I have been the victim of invasive species accidentally — thistles came in a perennial  I bought at a nursery;  some fool planted vinca in the back yard before John and I moved here;  down the block someone didn’t pull up the pokeweed before it went to seed;  the neighbor children (who are now nearly 30) seeded my front lawn with wild plantain seed because it was fun to pull the seeds off the stalks. 

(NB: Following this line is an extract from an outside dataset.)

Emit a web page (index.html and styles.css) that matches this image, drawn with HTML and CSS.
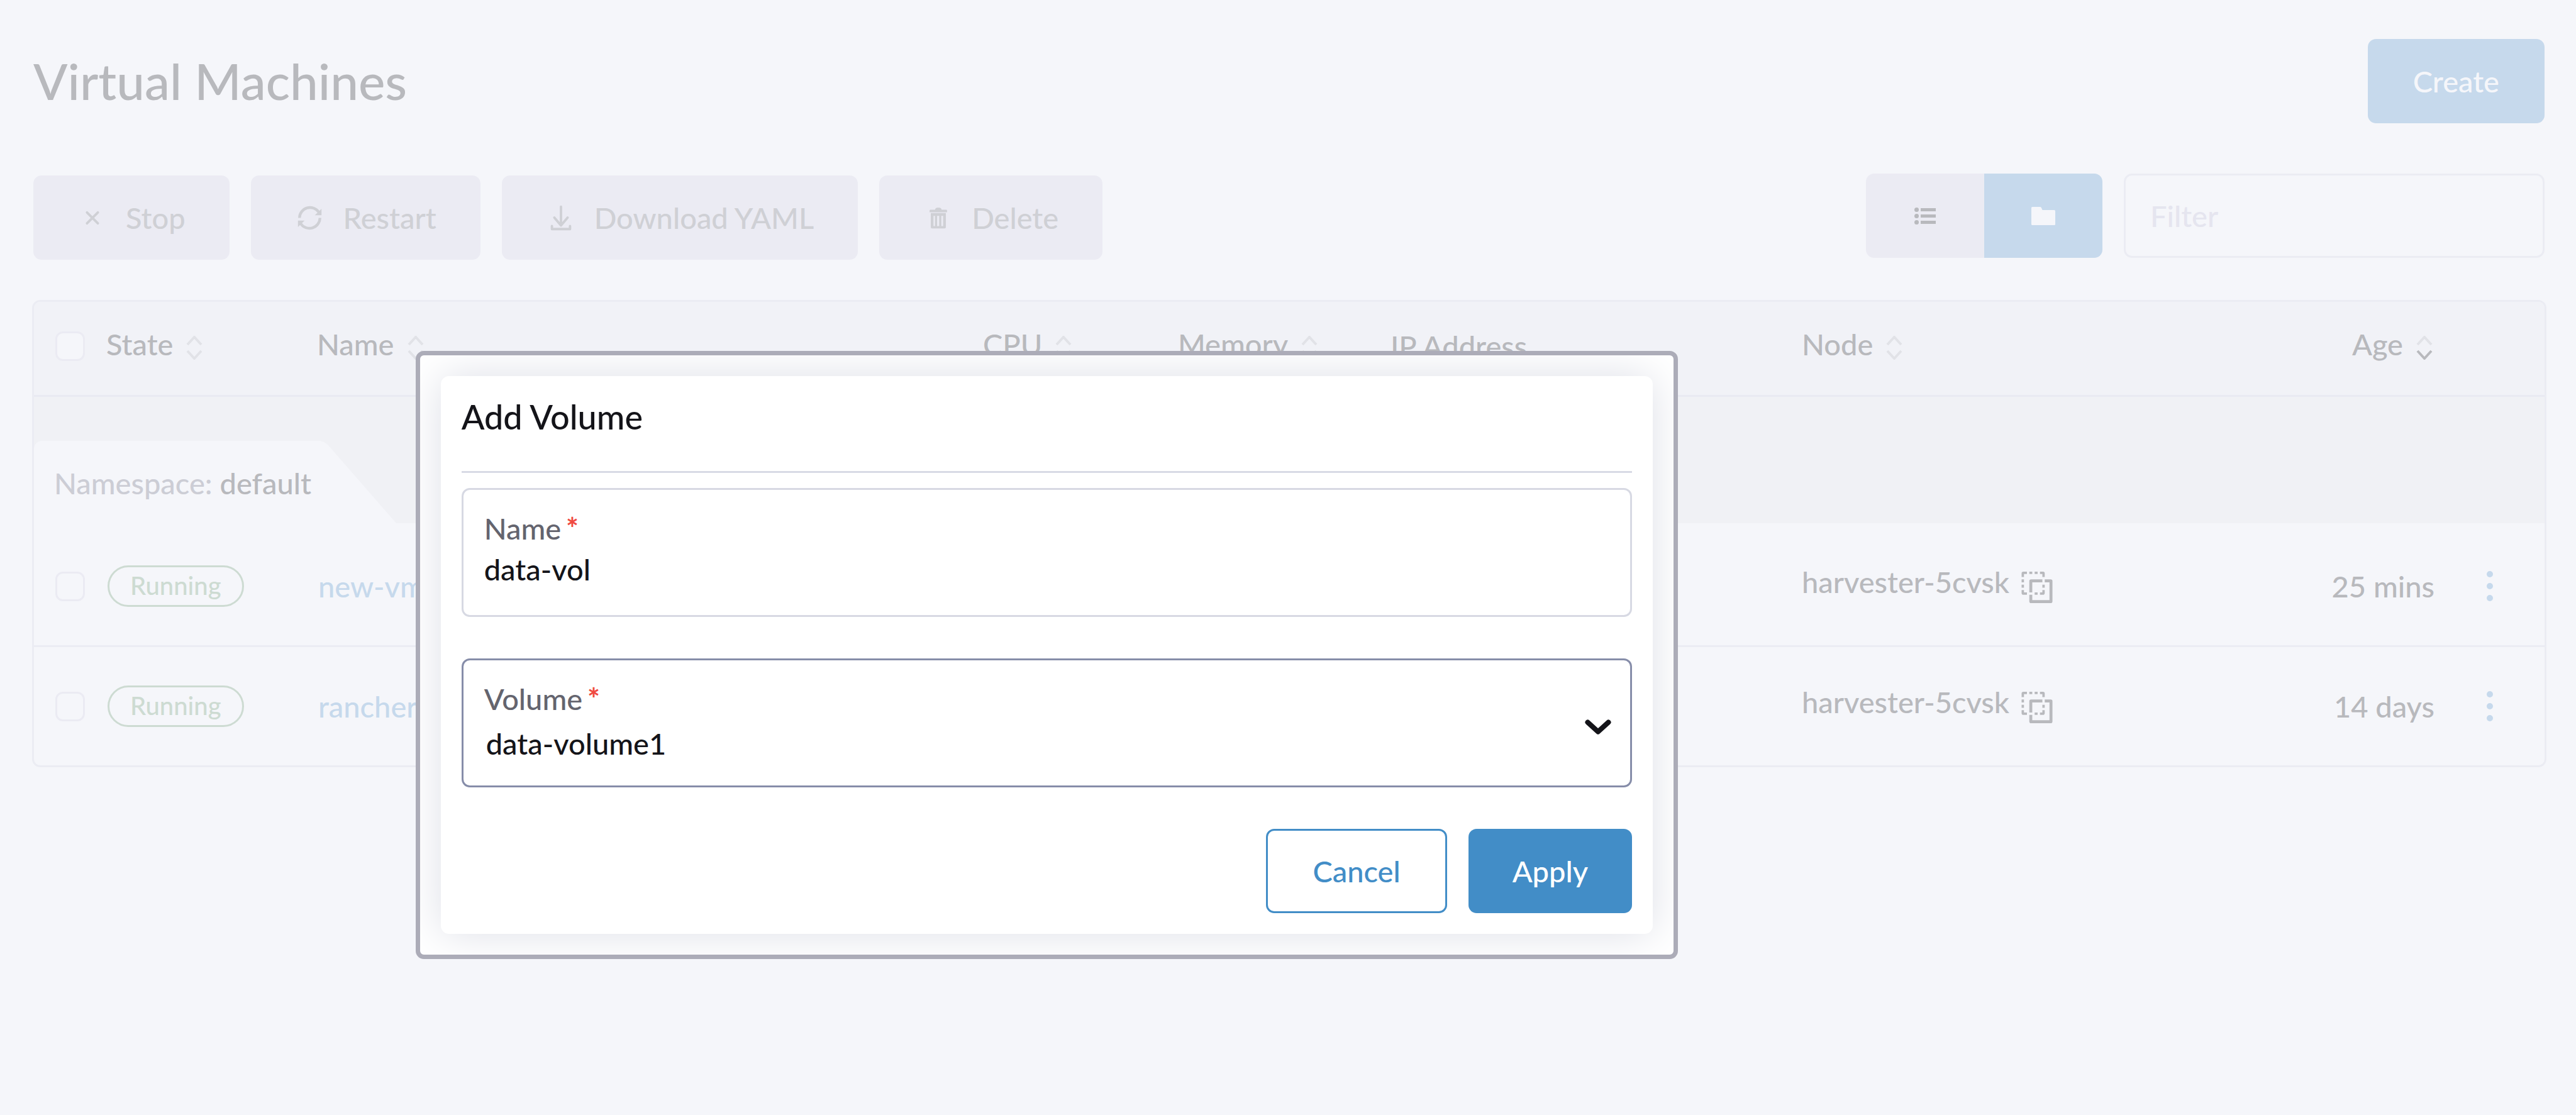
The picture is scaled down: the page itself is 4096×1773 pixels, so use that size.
FILE: index.html
```html
<!DOCTYPE html>
<html lang="en">
<head>
<meta charset="utf-8">
<title>Virtual Machines</title>
<link rel="stylesheet" href="styles.css">
</head>
<body>
<svg class="defs" aria-hidden="true">
  <symbol id="sort" viewBox="0 0 28 38">
    <path class="up" d="M3 14 14 2 25 14"/>
    <path class="down" d="M3 24 14 36 25 24"/>
  </symbol>
  <symbol id="copy" viewBox="0 0 52 53">
    <path d="M0 9V3a3 3 0 0 1 3-3h6v4H4v5zM13 0h5v4h-5zM22 0h5v4h-5zM31 0h5a3 3 0 0 1 3 3v6h-4V4h-4zM0 13h4v5H0zM0 22h4v5H0zM35 22h4v5h-4zM0 31h4v4h5v4H3a3 3 0 0 1-3-3zM35 31h4v5a3 3 0 0 1-3 3h-5v-4h4zM22 35h5v4h-5z"/>
    <path d="M16 13h19v5H18v17h-5V16a3 3 0 0 1 3-3zM39 13h10a3 3 0 0 1 3 3v34a3 3 0 0 1-3 3H16a3 3 0 0 1-3-3V39h5v9h29V18h-8z"/>
  </symbol>
  <symbol id="dots" viewBox="0 0 12 50">
    <circle cx="6" cy="6" r="5"/><circle cx="6" cy="25" r="5"/><circle cx="6" cy="44" r="5"/>
  </symbol>
</svg>

<main class="page">
  <header class="page-header">
    <h1>Virtual Machines</h1>
    <button class="btn primary faded" type="button">Create</button>
  </header>

  <div class="toolbar">
    <div class="actions">
      <button class="btn action" type="button" disabled>
        <svg class="icon" viewBox="0 0 49 49"><path d="M16 15.500 34 33.500M34 15.500 16 33.500" fill="none" stroke="currentColor" stroke-width="4" stroke-linecap="round"/></svg>Stop</button>
      <button class="btn action" type="button" disabled>
        <svg class="icon" viewBox="0 0 49 49"><path d="M7.500 24.500a17.500 17.500 0 0 1 32-9.500M41.500 24.500a17.500 17.500 0 0 1-32 9.500" fill="none" stroke="currentColor" stroke-width="4.500"/><path d="M44 9.500V20H33zM5 39.500V29h11z" fill="currentColor"/></svg>Restart</button>
      <button class="btn action" type="button" disabled>
        <svg class="icon" viewBox="0 0 49 49"><path d="M25 6v29M14 24 25 37 36 24M10 38v5H40V38" fill="none" stroke="currentColor" stroke-width="4" stroke-linecap="round" stroke-linejoin="round"/></svg>Download YAML</button>
      <button class="btn action" type="button" disabled>
        <svg class="icon" viewBox="0 0 49 49"><path fill="currentColor" fill-rule="evenodd" d="M20 9.500q1-2 3-2h4q2 0 3 2l.5 1.500H38a1.500 1.500 0 0 1 1.500 1.500V15h-29v-2.500A1.500 1.500 0 0 1 12 11h7.500zM12.500 16.500h25V40a2 2 0 0 1-2 2h-21a2 2 0 0 1-2-2zM17 21v17h2.500V21zM23 21v17h3.500V21zM30 21v17h3V21z"/></svg>Delete</button>
    </div>
    <div class="filters">
      <div class="toggle">
        <button type="button" aria-label="Flat list"><svg width="34" height="27" viewBox="0 0 34 27" fill="currentColor"><circle cx="3.500" cy="3.500" r="3.500"/><circle cx="3.500" cy="13.500" r="3.500"/><circle cx="3.500" cy="23.500" r="3.500"/><path d="M10 1h24v5H10zM10 11h24v5H10zM10 21h24v5H10z"/></svg></button>
        <button type="button" class="active" aria-label="Group by namespace"><svg width="38" height="29" viewBox="0 0 38 29" fill="currentColor"><path d="M1.500 0H14q1.500 0 2 1.500L17.500 5H36.500Q38 5 38 7v20.500Q38 29 36.500 29h-35Q0 29 0 27.500v-26Q0 0 1.500 0z"/></svg></button>
      </div>
      <input class="filter" type="search" placeholder="Filter" aria-label="Filter">
    </div>
  </div>

  <div class="table-frame">
    <table>
      <colgroup>
        <col class="c-check"><col class="c-state"><col><col class="c-cpu"><col class="c-memory"><col class="c-ip"><col class="c-node"><col class="c-age"><col class="c-menu">
      </colgroup>
      <thead>
        <tr>
          <th class="check"><input type="checkbox" aria-label="Select all"></th>
          <th><button class="sort" type="button">State<svg><use href="#sort"/></svg></button></th>
          <th><button class="sort" type="button">Name<svg><use href="#sort"/></svg></button></th>
          <th><button class="sort" type="button">CPU<svg><use href="#sort"/></svg></button></th>
          <th><button class="sort" type="button">Memory<svg><use href="#sort"/></svg></button></th>
          <th>IP Address</th>
          <th><button class="sort" type="button">Node<svg><use href="#sort"/></svg></button></th>
          <th><button class="sort end" type="button">Age<svg viewBox="0 0 28 38"><path d="M3 14 14 2 25 14"/><path class="current" d="M3 24 14 36 25 24"/></svg></button></th>
          <th></th>
        </tr>
      </thead>
      <tbody>
        <tr class="group">
          <td colspan="9"><div class="group-bar"><div class="group-tab">Namespace: <span>default</span></div></div></td>
        </tr>
        <tr class="row">
          <td class="check"><input type="checkbox" aria-label="Select new-vm"></td>
          <td><span class="badge">Running</span></td>
          <td><a href="#new-vm">new-vm</a></td>
          <td></td><td></td><td></td>
          <td>harvester-5cvsk <button class="copy" type="button" aria-label="Copy"><svg><use href="#copy"/></svg></button></td>
          <td class="age">25 mins</td>
          <td class="menu"><button type="button" aria-label="Actions"><svg><use href="#dots"/></svg></button></td>
        </tr>
        <tr class="row">
          <td class="check"><input type="checkbox" aria-label="Select rancher"></td>
          <td><span class="badge">Running</span></td>
          <td><a href="#rancher">rancher</a></td>
          <td></td><td></td><td></td>
          <td>harvester-5cvsk <button class="copy" type="button" aria-label="Copy"><svg><use href="#copy"/></svg></button></td>
          <td class="age">14 days</td>
          <td class="menu"><button type="button" aria-label="Actions"><svg><use href="#dots"/></svg></button></td>
        </tr>
      </tbody>
    </table>
  </div>
</main>

<div class="modal" role="dialog" aria-labelledby="modal-title">
  <form class="card">
    <h2 id="modal-title">Add Volume</h2>
    <hr>
    <div class="field">
      <label for="name">Name <span>*</span></label>
      <input id="name" type="text" value="data-vol">
    </div>
    <div class="field select">
      <label for="volume">Volume <span>*</span></label>
      <select id="volume"><option>data-volume1</option></select>
      <svg class="chevron" viewBox="0 0 42 24"><path d="M4.500 4.500 21 19.500 37.500 4.500" fill="none" stroke="currentColor" stroke-width="8" stroke-linecap="round" stroke-linejoin="round"/></svg>
    </div>
    <div class="buttons">
      <button class="btn secondary" type="button">Cancel</button>
      <button class="btn primary" type="button">Apply</button>
    </div>
  </form>
</div>
</body>
</html>
```
FILE: styles.css
```css
* { box-sizing: border-box; }

body {
  margin: 0;
  min-height: 100vh;
  background: #f5f6fa;
  color: #b8b9bd;
  font: 500 47px/56px Lato, "Liberation Sans", sans-serif;
}

button, input, select {
  margin: 0;
  padding: 0;
  border: 0;
  background: none;
  color: inherit;
  font: inherit;
}

h1, h2 { margin: 0; font-weight: 500; }

.defs { display: none; }

.page { padding: 62px 47px 0 51px; }

.page-header {
  display: flex;
  align-items: center;
  justify-content: space-between;
  padding: 0 3px 0 2px;
}

h1 { padding-bottom: 3px; font-size: 80px; line-height: 96px; }

.btn {
  display: flex;
  align-items: center;
  height: 134px;
  padding: 0 70px;
  border-radius: 13px;
}

.primary { background: #428dc7; color: #fff; }
.faded { padding: 0 72px; background: #c6d9ec; color: #f5f6fa; }
.secondary { padding: 0 71px; border: 3px solid #428dc7; color: #428dc7; }

.toolbar {
  display: flex;
  align-items: flex-start;
  justify-content: space-between;
  margin: 80px 0 64px;
  padding: 0 3px 0 2px;
}

.actions { display: flex; gap: 34px; padding-top: 3px; }
.action { gap: 30px; background: #ebebf3; color: #cfd0d5; }
.icon { width: 47px; height: 47px; }

.filters { display: flex; gap: 34px; }

.toggle { display: flex; border-radius: 13px; overflow: hidden; }

.toggle button {
  display: grid;
  place-items: center;
  width: 188px;
  height: 134px;
  background: #ebebf3;
}

.toggle .active { background: #c6d9ec; color: #f5f6fa; }

.filter {
  width: 669px;
  height: 134px;
  padding: 0 39px;
  border: 3px solid #ebecf3;
  border-radius: 13px;
}

.filter::placeholder { color: #e5e5ef; opacity: 1; }

.table-frame {
  border: 3px solid #ebecf3;
  border-radius: 13px;
  overflow: hidden;
}

table { width: 100%; table-layout: fixed; border-collapse: separate; border-spacing: 0; }

.c-check { width: 115px; }
.c-state { width: 335px; }
.c-cpu { width: 310px; }
.c-memory { width: 338px; }
.c-ip { width: 654px; }
.c-node { width: 706px; }
.c-age { width: 300px; }
.c-menu { width: 175px; }

th, td { padding: 0; text-align: left; font-weight: 500; vertical-align: middle; }

th {
  height: 151px;
  padding-bottom: 8px;
  background: #f1f2f7;
  border-bottom: 3px solid #e9eaf2;
}

.check { padding-left: 34px; }

.check input {
  display: block;
  appearance: none;
  width: 47px;
  height: 47px;
  border: 3px solid #ebebf3;
  border-radius: 12px;
  background: #f5f6fa;
}

.sort { display: flex; gap: 20px; width: 100%; padding-bottom: 6px; }

.sort svg {
  width: 28px;
  height: 38px;
  margin-top: 15px;
  fill: none;
  stroke: #e1e2e7;
  stroke-width: 4px;
}

.sort .current { stroke: #b8b9bd; }
.sort.end { justify-content: flex-end; padding-right: 2px; }

.group td { height: 207px; vertical-align: top; }
.group-bar { padding-top: 70px; background: #f0f1f5; }

.group-tab {
  width: fit-content;
  height: 131px;
  padding: 39px 135px 0 32px;
  border-top-left-radius: 13px;
  background: #f5f6fa;
  color: #cccdd5;
  clip-path: polygon(0 0, calc(100% - 121px) 0, calc(100% - 115px) 2px, calc(100% - 109px) 6px, 100% 100%, 0 100%);
}

.group-tab span { color: #b8b9bd; }

.row td { height: 191px; border-bottom: 3px solid #ebecf3; }
.row:last-child td { height: 188px; border-bottom: 0; }

.badge {
  display: block;
  width: fit-content;
  height: 66px;
  margin-left: 2px;
  padding: 0 33px;
  border: 3px solid #cddbd2;
  border-radius: 33px;
  color: #cddbd2;
  font-size: 40px;
  line-height: 58px;
}

.row a { color: #c6d9ec; text-decoration: none; padding-left: 2px; }

.copy { display: inline-block; margin: 0 0 8px 7px; vertical-align: -16px; }
.copy svg { display: block; width: 50px; height: 50px; fill: #b8b9bd; }

.row .age { text-align: right; }

.menu button { display: block; margin: 0 auto; }
.menu svg { display: block; width: 12px; height: 50px; fill: #c6d9ec; }

.modal {
  position: absolute;
  top: 558px;
  left: 16.13%;
  width: 49.01%;
  padding: 33px;
  border: 7px solid #acacb8;
  border-radius: 13px;
  background: #fff;
  color: #141419;
  overflow: hidden;
}

.card {
  display: flex;
  flex-direction: column;
  padding: 33px;
  border-radius: 13px;
  background: #fff;
  box-shadow: 0 0 67px #dddfe7;
}

h2 { font-size: 54px; line-height: 64px; }

hr { width: 100%; height: 3px; margin: 54px 0 24px; border: 0; background: #d8dae5; }

.field {
  position: relative;
  display: flex;
  flex-direction: column;
  gap: 9px;
  height: 205px;
  margin-bottom: 66px;
  padding: 33px 33px 0;
  border: 3px solid #d7d9e3;
  border-radius: 13px;
}

.field.select { gap: 15px; border-color: #868da9; }
.field label { color: #64646e; }
.field label span { margin-left: -4px; color: #f04a42; font-weight: 700; }

.field select { appearance: none; height: 56px; padding-left: 3px; }
.field input { height: 56px; }

.chevron {
  position: absolute;
  right: 30px;
  top: 94px;
  width: 42px;
  height: 24px;
  pointer-events: none;
}

.buttons { display: flex; justify-content: flex-end; gap: 34px; }
```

Then there were the invasive species I planted unawares:  How was I to know that mint respects no boundaries?  Or that Jerusalem artichokes are close to impossible to get rid of.  Blackberries spread without mercy.   Lemon verbena, it sounds so swell, but grows in every cranny.  What can I say.  Why didn’t anyone tell me?  (Someone did tell me about bamboo — and I did not plant it.  Thank you, John, for telling me about bamboo!)  Here is another sweetie with world-domination plans:

The Common Daylily

The Common Daylily

Earlier this Spring, Nina and I visited the National Botanic Gardens, and I picked up literature on invasive  plants. Guess who is on the list?  Guess who has been stealthily overwhelming my one of my front flower beds — and a back yard bed, too?  Daylily roots comprise little tubers plus runners.  the little tubers are the size of very large peanuts, and each plant has between 10 and 20, with the older plants having tubers at two levels.  The longer a patch of daylilies has been growing in a spot, the denser the plants, and the more interlocked the little tubers.  And every plant sends runners in all directions. 

Daylily tubers and runner roots

Daylily tubers and runner roots

Pictured are some specimens – small ones actually.  A shovel, spade or fork does not penetrate an infestation of these, nor does anything as dainty as a trowel.  You need a pick.  I can’t manage a big old gold-miner size pick, so my weapon of choice is a hand mattock.  It’s handle is about 18 inches long and the head is about 2, maybe 3 pounds.  I spent 2 hours Saturday on the oldest part of the bed, where the little interlocked roots were the densest.  This evening I finished the other 2/3 of the bed where the plants had spread more recently.  Pretty tiring. Like working with free-weights only more agressive.  I wonder how many years it will take to complete get rid of this plant?  (Oh, yes, there’s still the back-yard bed to do, too.)

Mattock & the dig site

Mattock & the dig site

On a better gardening note (or 2), Grandma Emily’s cactus is going to bloom soon, and the tomatoes are coming ripe.  I planted a grape tomato, a Celebrity (round slicing type), and a plum tomato.  I harvested several handfuls of grape tomatoes, nice and sweet and cute.  The round tomatoes are still quite green.  Several of the plums are ripe.  Isn’t that little “nose” at the bottom cute? 

Nearly ripe plum tomatoes

Nearly ripe plum tomatoes

 I had a few plum tomatoes toward the top of the vine come down with blossom end rot, so picked them, sliced the green parts and made fried green tomatoes, which are really delish using just egg and cornstarch for coating.

Tomatoes in one of Daddy's footed bowls

Tomatoes in one of Daddy's footed bowls

Besides finishing the Catherine the Great shawl (slowly),  I am working on baby quilts.  There are at least 6 babies in line for quilts or knit blankets, and the first one’s been already born — and the binding is not on his quilt yet.  Odin has helped as best he could, by sitting on things (below, sitting on some backing fabric), and stalking the safety pins I use for pinning the quilts.  So silly to watch!